The three plaintiffs in the lawsuit demanding a re-vote in Palm Beach County because they were confused by the ballot and thus failed to vote for Al Gore, are all veterans of political activities. But the media have yet to question the accuracy of their claims given their years spent in politics. In fact, this morning, Good Morning America not only brought all three aboard and failed to cast any doubt on their stories or raise their political experience, but Diane Sawyer and Charles Gibson admired them for their "most eloquent testimonials about American democracy we've ever heard."

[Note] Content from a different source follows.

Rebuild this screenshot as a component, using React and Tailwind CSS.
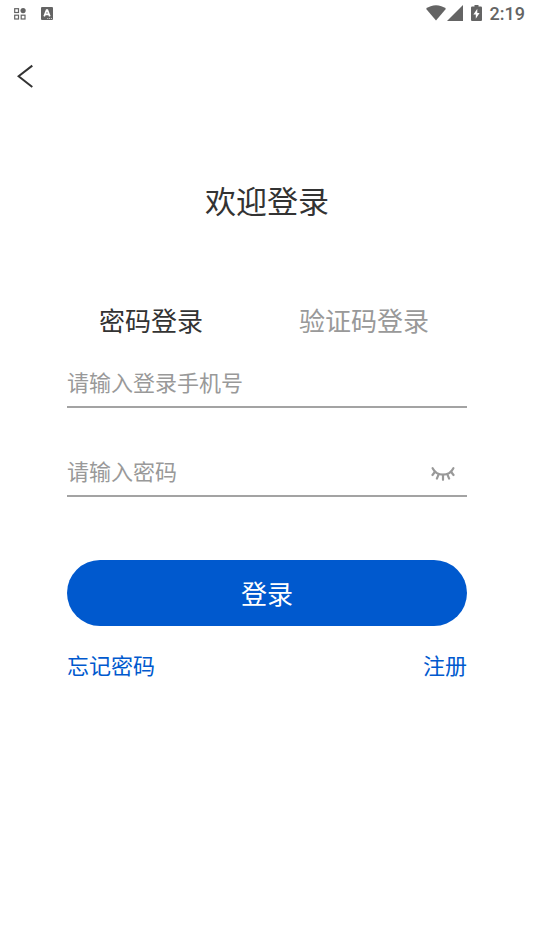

During the 8am half hour, Andre Fladell, Lillian Gaines and Alberta McCarthy were interviewed by Charles Gibson. His inquiries:
-- "Mr. Fladell, let me turn to you. I now know your voting record. You vote a lot. You are a very conscientious voter. Tell me what happened with you on Tuesday."
-- "So you thought you had voted for Al Gore."
-- "So you know you voted for the wrong person."
-- "Alright, so you proceed in court. I wonder, just very quickly, Andre, what your reaction was last night. A judge in a similar lawsuit -- another lawsuit, not yours -- said the election can't be certified until that case is heard. Did that give you some hope?"

Later in the hour, MRC analyst Jessica Anderson noticed, Diane Sawyer prompted Gibson: "Say publicly again what you've been saying all morning, the people filing the lawsuits, the people in the street are the most eloquent testimonials about American democracy we've ever heard."
Gibson confirmed his view: "People care about their vote and that it be counted. Those people spoke eloquently at the beginning of the half hour."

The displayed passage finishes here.